当然、私にはそういう技術はないので(教えてもらえなくはないのですが、意地で・・楽しみ)師匠に教えて頂いて、10クラスヘリ用のカンマフラーや多段膨張式のマフラーをアルミ蝋付けで製作していました。
確かにOSのCZ−Hなどは当時の540クラスモーターよりも遙かにパワーはあったのですが、キャブレターの精度などの影響で、安定した中速トルクを維持するためには効率の良い(排圧の安定する)マフラーが必要でした。
後に京商からコンセプト10が発売になり、CZ−Hにリコイルスターターが内蔵されました。これはMH−10よりも軽量な構造でノーマルマフラーでもそこそこの性能を発揮していましたが、余裕をもってループをするためにはやはりマフラーの製作が必要でした。(パワーが出ると結構騒々しい機体でした)
2002年現在、この10?クラスのヘリは市販機としては発売されていません。(LMHはのぞく)試作機や自作機で18クラスエンジンを使われる力作も拝見しますが、これは電動600クラスよりもパワーがあるというより、600クラスのヘリより軽量なため良く飛ぶという面も大きくあると思います。

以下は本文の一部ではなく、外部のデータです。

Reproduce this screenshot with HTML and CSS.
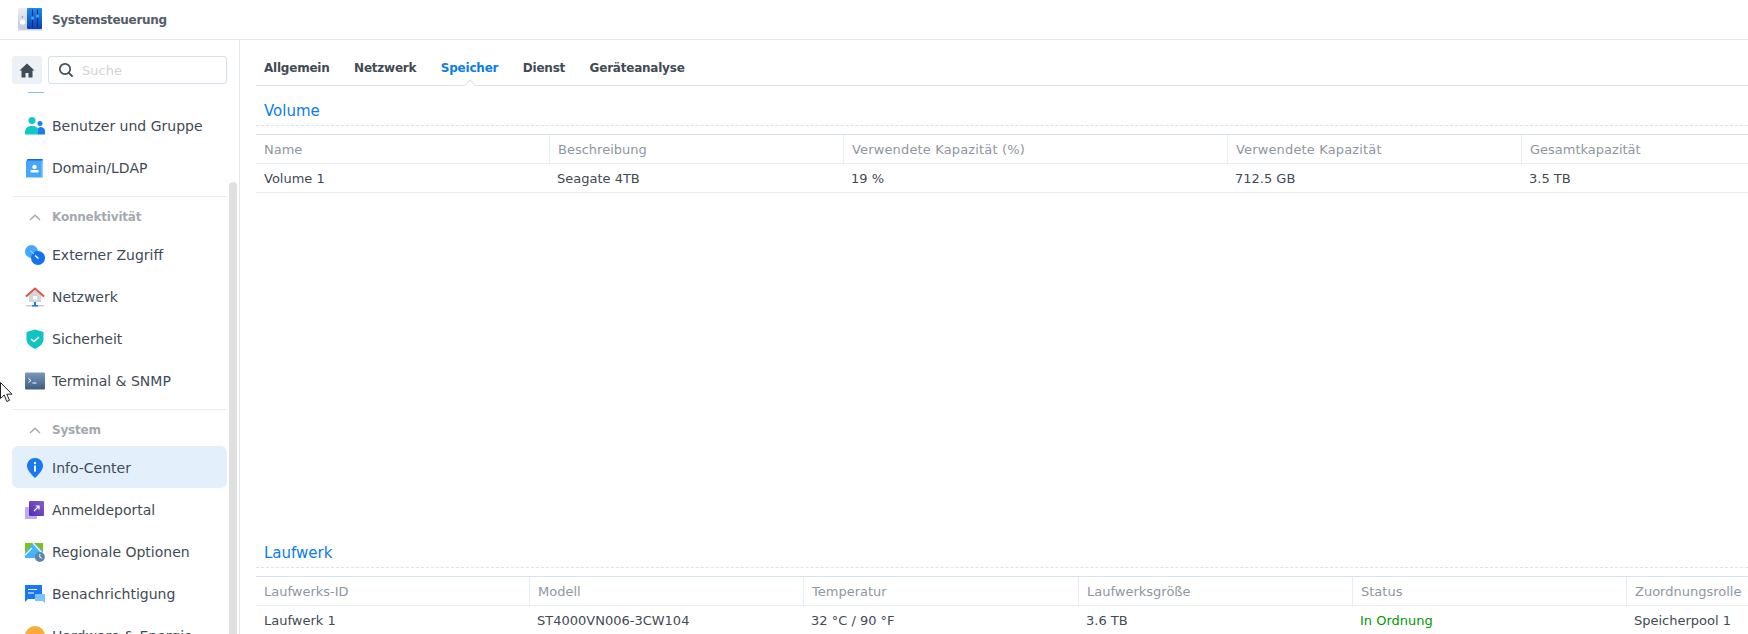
FILE: index.html
```html
<!DOCTYPE html>
<html>
<head>
    <title>Systemsteuerung</title>
    <link rel="stylesheet" href="styles.css">
</head>
<body>
    <header class="titlebar">
        <svg class="app-icon" width="24" height="23" viewBox="0 0 24 23">
            <defs>
                <linearGradient id="appblue" x1="0" y1="0" x2="0" y2="1"><stop offset="0" stop-color="#1c8cf0"/><stop offset="1" stop-color="#0a3fb5"/></linearGradient>
                <linearGradient id="appgrey" x1="0" y1="0" x2="0" y2="1"><stop offset="0" stop-color="#eceef4"/><stop offset="1" stop-color="#c4c9dc"/></linearGradient>
            </defs>
            <rect x="0" y="0" width="10" height="21" rx="1.5" fill="url(#appgrey)"/>
            <rect x="9" y="0" width="15" height="21" rx="1" fill="url(#appblue)"/>
            <path d="M14.500 1.500v18M19.500 1.500v18" stroke="#082a78" stroke-width="1"/>
            <circle cx="14.500" cy="10" r="1.700" fill="#3f9cf5"/>
            <circle cx="19.500" cy="8" r="1.700" fill="#3f9cf5"/>
            <circle cx="4.500" cy="9" r="0.800" fill="#8d93a5"/>
            <circle cx="4.500" cy="14" r="2.600" fill="#fff"/>
            <rect x="0" y="21" width="24" height="1.500" fill="#cfd3e0"/>
        </svg>
        <span class="app-title">Systemsteuerung</span>
    </header>

    <div class="main">
        <aside class="sidebar">
            <div class="search-row">
                <div class="home-btn">
                    <svg width="16" height="15" viewBox="0 0 16 15"><path d="M8 0.500 0.500 7.500H2.500V14.500H6.500V10H9.500V14.500H13.500V7.500H15.500Z" fill="#414b55"/></svg>
                </div>
                <div class="search-box">
                    <svg width="16" height="16" viewBox="0 0 16 16"><circle cx="7" cy="7" r="5.200" fill="none" stroke="#414b55" stroke-width="1.700"/><path d="M10.800 10.800 14.600 14.600" stroke="#414b55" stroke-width="1.900"/></svg>
                    <span class="search-text">Suche</span>
                </div>
            </div>
            <div class="scrollbar"></div>
            <div class="nav">
                <div class="nav-sliver"></div>

                <div class="nav-item">
                    <svg class="nav-icon" viewBox="0 0 20 20"><circle cx="7" cy="4.500" r="3.500" fill="#12c7c9"/><path d="M0 18.500v-3C0 12 3 10 7 10s6 1.500 7 4v4.500Z" fill="#12c7c9"/><circle cx="15" cy="7.500" r="2.500" fill="#1c7df2"/><path d="M13 18.500v-5c0-1.500 1-2.500 2.500-2.500s4.500 1 4.500 4v3.500Z" fill="#1c7df2"/></svg>
                    <span>Benutzer und Gruppe</span>
                </div>
                <div class="nav-item">
                    <svg class="nav-icon" viewBox="0 0 20 20"><rect x="2" y="1" width="16" height="4" rx="1" fill="#1466d8"/><rect x="1" y="2.500" width="17" height="17" rx="0.500" fill="#45a7fb"/><rect x="16.500" y="2.500" width="1.500" height="17" fill="#8cc8fc"/><circle cx="9.500" cy="9" r="2.200" fill="#fff"/><rect x="5.500" y="12" width="8" height="2.500" fill="#fff"/></svg>
                    <span>Domain/LDAP</span>
                </div>

                <div class="nav-divider"></div>
                <div class="nav-group">
                    <svg class="chevron" width="12" height="7" viewBox="0 0 12 7"><path d="M1 6 6 1.200 11 6" fill="none" stroke="#a4a9af" stroke-width="1.400"/></svg>
                    <span>Konnektivität</span>
                </div>
                <div class="nav-item">
                    <svg class="nav-icon" viewBox="0 0 20 20"><circle cx="6.500" cy="6.500" r="6.500" fill="#45a7fb"/><circle cx="13" cy="13" r="7" fill="#1372ee"/><path d="M5 5.500 9 9" stroke="#bfe0fd" stroke-width="1"/><path d="M10 10.500 13.500 13.500" stroke="#fff" stroke-width="1.500"/></svg>
                    <span>Externer Zugriff</span>
                </div>
                <div class="nav-item">
                    <svg class="nav-icon" viewBox="0 0 20 20"><path d="M4 8 10 3 16 8V15H4Z" fill="#d4d6dc"/><rect x="8" y="9" width="4" height="3.500" fill="#fff"/><path d="M1 9.500 10 1.500 19 9.500" fill="none" stroke="#e0504a" stroke-width="2"/><rect x="1" y="18" width="18" height="1.500" fill="#c9ccd4"/><path d="M10 15v4" stroke="#1c7df2" stroke-width="2"/><rect x="7" y="18" width="6" height="1.500" fill="#1c7df2"/></svg>
                    <span>Netzwerk</span>
                </div>
                <div class="nav-item">
                    <svg class="nav-icon" viewBox="0 0 20 20"><path d="M10 0.500 18.500 3V10.500C18.500 15 14 18 10 20 6 18 1.500 15 1.500 10.500V3Z" fill="#10c4c4"/><path d="M6 10 9 12.500 14 8" fill="none" stroke="#fff" stroke-width="1.500"/></svg>
                    <span>Sicherheit</span>
                </div>
                <div class="nav-item">
                    <svg class="nav-icon" viewBox="0 0 20 20"><defs><linearGradient id="term" x1="0" y1="0" x2="0" y2="1"><stop offset="0" stop-color="#7a97bd"/><stop offset="1" stop-color="#3f5d80"/></linearGradient></defs><rect x="0" y="1.500" width="20" height="17" rx="1" fill="url(#term)"/><path d="M3.500 7.500 6 9.500 3.500 11.500" fill="none" stroke="#fff" stroke-width="1"/><path d="M7.500 12H11.500" stroke="#fff" stroke-width="1"/></svg>
                    <span>Terminal &amp; SNMP</span>
                </div>

                <div class="nav-divider"></div>
                <div class="nav-group">
                    <svg class="chevron" width="12" height="7" viewBox="0 0 12 7"><path d="M1 6 6 1.200 11 6" fill="none" stroke="#a4a9af" stroke-width="1.400"/></svg>
                    <span>System</span>
                </div>
                <div class="nav-item active">
                    <svg class="nav-icon" viewBox="0 0 20 20"><path d="M10 0C5.500 0 2 3.500 2 8c0 4 4.500 8.500 8 12 3.500-3.500 8-8 8-12 0-4.500-3.500-8-8-8Z" fill="#1877f2"/><circle cx="10" cy="5" r="1.200" fill="#fff"/><rect x="9" y="7.500" width="2" height="6" fill="#fff"/></svg>
                    <span>Info-Center</span>
                </div>
                <div class="nav-item">
                    <svg class="nav-icon" viewBox="0 0 20 20"><defs><linearGradient id="portal" x1="1" y1="0" x2="0" y2="1"><stop offset="0" stop-color="#8a5ad0"/><stop offset="1" stop-color="#4a30b0"/></linearGradient></defs><rect x="0" y="7" width="12" height="12" rx="0.500" fill="#c3aaf0"/><rect x="4" y="1" width="15" height="15" rx="1" fill="url(#portal)"/><path d="M9 11 14 6M10.500 6H14V9.500" fill="none" stroke="#fff" stroke-width="1.200"/></svg>
                    <span>Anmeldeportal</span>
                </div>
                <div class="nav-item">
                    <svg class="nav-icon" viewBox="0 0 20 20"><rect x="0" y="1" width="18" height="15" fill="#45b4fb"/><path d="M0 1H8L0 11Z" fill="#7cc21c"/><path d="M9 1H18V9Z" fill="#7cc21c"/><path d="M8 1 18 12M0 13 7 6" stroke="#fff" stroke-width="1.200"/><circle cx="14.800" cy="15" r="5" fill="#5d86ad"/><path d="M14.800 12v3.200l2 1" fill="none" stroke="#fff" stroke-width="1"/></svg>
                    <span>Regionale Optionen</span>
                </div>
                <div class="nav-item">
                    <svg class="nav-icon" viewBox="0 0 20 20"><path d="M0 1H17V15H3L0 18Z" fill="#1877f2"/><path d="M3 5.500H12M3 9H9" stroke="#fff" stroke-width="1.200"/><path d="M10 10H20V19L17.500 17H10Z" fill="#7cc2fb"/></svg>
                    <span>Benachrichtigung</span>
                </div>
                <div class="nav-item">
                    <svg class="nav-icon" viewBox="0 0 20 20"><circle cx="10" cy="10" r="10" fill="#f9ab3c"/><path d="M10 8v6" stroke="#fff" stroke-width="1.500"/></svg>
                    <span>Hardware &amp; Energie</span>
                </div>
            </div>
        </aside>

        <main class="content">
            <nav class="tabs">
                <span class="tab">Allgemein</span>
                <span class="tab">Netzwerk</span>
                <span class="tab tab-active">Speicher</span>
                <span class="tab">Dienst</span>
                <span class="tab">Geräteanalyse</span>
            </nav>

            <section class="section section-volume">
                <h2 class="section-title">Volume</h2>
                <div class="grid-head grid-volume">
                    <div>Name</div>
                    <div>Beschreibung</div>
                    <div class="wide">Verwendete Kapazität (%)</div>
                    <div class="wide">Verwendete Kapazität</div>
                    <div>Gesamtkapazität</div>
                </div>
                <div class="grid-row grid-volume">
                    <div>Volume 1</div>
                    <div>Seagate 4TB</div>
                    <div>19 %</div>
                    <div>712.5 GB</div>
                    <div>3.5 TB</div>
                </div>
            </section>

            <section class="section">
                <h2 class="section-title">Laufwerk</h2>
                <div class="grid-head grid-drive">
                    <div>Laufwerks-ID</div>
                    <div>Modell</div>
                    <div>Temperatur</div>
                    <div>Laufwerksgröße</div>
                    <div>Status</div>
                    <div>Zuordnungsrolle</div>
                </div>
                <div class="grid-row grid-drive">
                    <div>Laufwerk 1</div>
                    <div>ST4000VN006-3CW104</div>
                    <div>32 °C / 90 °F</div>
                    <div>3.6 TB</div>
                    <div class="status-ok">In Ordnung</div>
                    <div>Speicherpool 1</div>
                </div>
            </section>
        </main>
    </div>

    <svg class="cursor" width="13" height="21" viewBox="0 0 13 21"><path d="M0.500 0.500V16.500L4.200 13 6.800 19.500 9.500 18.300 6.800 12.200H12Z" fill="#fff" stroke="#222" stroke-width="1"/></svg>
</body>
</html>
```

FILE: styles.css
```css
html, body {
    margin: 0;
    padding: 0;
    height: 634px;
    overflow: hidden;
}

body {
    font-family: "DejaVu Sans", sans-serif;
    font-size: 13px;
    color: #414b55;
    background-color: #fff;
}

.titlebar {
    height: 39px;
    display: flex;
    align-items: center;
    padding-left: 18px;
    border-bottom: 1px solid #e3e7ec;
}

.app-title {
    margin-left: 10px;
    font-size: 12px;
    font-weight: bold;
    letter-spacing: -0.3px;
    color: #555d68;
}

.main {
    display: flex;
    height: 594px;
}

.sidebar {
    position: relative;
    width: 239px;
    flex-shrink: 0;
    border-right: 1px solid #e3e7ec;
    overflow: hidden;
}

.search-row {
    display: flex;
    gap: 6px;
    padding: 16px 12px 8px 12px;
}

.home-btn {
    width: 30px;
    height: 28px;
    display: flex;
    align-items: center;
    justify-content: center;
    background-color: #edf0f4;
    border-radius: 3px;
}

.search-box {
    width: 168px;
    height: 26px;
    display: flex;
    align-items: center;
    gap: 8px;
    padding-left: 9px;
    border: 1px solid #d5dfe9;
    border-radius: 3px;
}

.search-text {
    color: #d0d3d7;
}

.scrollbar {
    position: absolute;
    left: 229px;
    top: 142px;
    width: 8px;
    bottom: 0;
    background-color: #e0e0e0;
    border-radius: 4px 4px 0 0;
}

.nav {
    padding: 0 12px 0 12px;
    width: 215px;
}

.nav-sliver {
    width: 16px;
    height: 1px;
    margin: 0 0 11px 16px;
    background-color: #8ab8fb;
}

.nav-item {
    height: 42px;
    box-sizing: border-box;
    display: flex;
    align-items: center;
    padding: 1px 0 0 13px;
    border-radius: 6px;
    font-size: 14px;
}

.nav-item.active {
    background-color: #e3f0fc;
}

.nav-icon {
    width: 20px;
    height: 20px;
    margin-right: 7px;
    flex-shrink: 0;
}

.nav-divider {
    height: 1px;
    margin-top: 8px;
    background-color: #e9ebee;
}

.nav-group {
    height: 36px;
    box-sizing: border-box;
    display: flex;
    align-items: center;
    padding: 4px 0 0 17px;
    font-size: 12px;
    font-weight: bold;
    letter-spacing: -0.2px;
    color: #a4a9af;
}

.chevron {
    margin-right: 11px;
}

.content {
    flex: 1;
    min-width: 0;
    padding-left: 16px;
}

.tabs {
    position: relative;
    height: 45px;
    display: flex;
    align-items: flex-end;
    gap: 24.5px;
    padding-left: 8px;
    border-bottom: 1px solid #dde3ea;
}

.tab {
    padding-bottom: 10px;
    font-size: 12px;
    font-weight: bold;
    letter-spacing: -0.22px;
    color: #414b55;
}

.tab-active {
    position: relative;
    color: #0a7cec;
}

/* little notch under the selected tab */
.tab-active::after {
    content: "";
    position: absolute;
    left: 25px;
    bottom: -4px;
    width: 7px;
    height: 7px;
    background-color: #fff;
    border-left: 1px solid #dde3ea;
    border-top: 1px solid #dde3ea;
    transform: rotate(45deg);
}

.section {
    padding-top: 16px;
    box-sizing: border-box;
}

.section-volume {
    height: 442px;
}

.section-title {
    margin: 0 0 8px 0;
    padding: 0 0 5px 8px;
    font-size: 15px;
    font-weight: normal;
    color: #0a7cec;
    line-height: 18px;
    border-bottom: 1px dashed #dfe3e8;
}

.grid-volume {
    grid-template-columns: 293px 294px 384px 294px 1fr;
}

.grid-drive {
    grid-template-columns: 273px 274px 275px 274px 274px 1fr;
}

.grid-head, .grid-row {
    display: grid;
    height: 28px;
    align-items: center;
}

.grid-head {
    border-top: 1px solid #d8e2ec;
    border-bottom: 1px solid #e9ecf0;
    color: #9096a0;
}

.grid-head > div {
    height: 100%;
    line-height: 30px;
    padding-left: 8px;
    box-sizing: border-box;
    border-left: 1px solid #e9ecf0;
}

.grid-head > div:first-child {
    border-left: none;
}

.grid-head > .wide {
    letter-spacing: 0.15px;
}

.grid-row {
    border-bottom: 1px solid #e9ecf0;
}

.grid-row > div {
    padding-left: 8px;
}

.status-ok {
    color: #009900;
}

.cursor {
    position: absolute;
    left: 0;
    top: 382px;
}
```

実質、良く調整された12ターンクラスのモーターや高出力なブラシレスモーターであれば、単体の出力は20クラスに匹敵し、ホバリング域でのトルクは小排気量のグローエンジンが太刀打ちできるものではありません。
だから逆に15〜18クラスのエンジンヘリも楽しいのですが、実際に市販に続く物は少なく、また真面目にマフラーまで作られたものは皆無な様です。
単純にエンジンだから、電動だからと比較する時代ではなく、エンジンの2サイクル4サイクルで選択するように、選択肢が増えたと考え使用目的によって使い分けるという事をしても良いかもしれません。
シャトルの初期型(28)で遊んでいた頃に、「そんなんで飛ぶのか?」と散々言われました。取り組む姿勢の問題だと思います。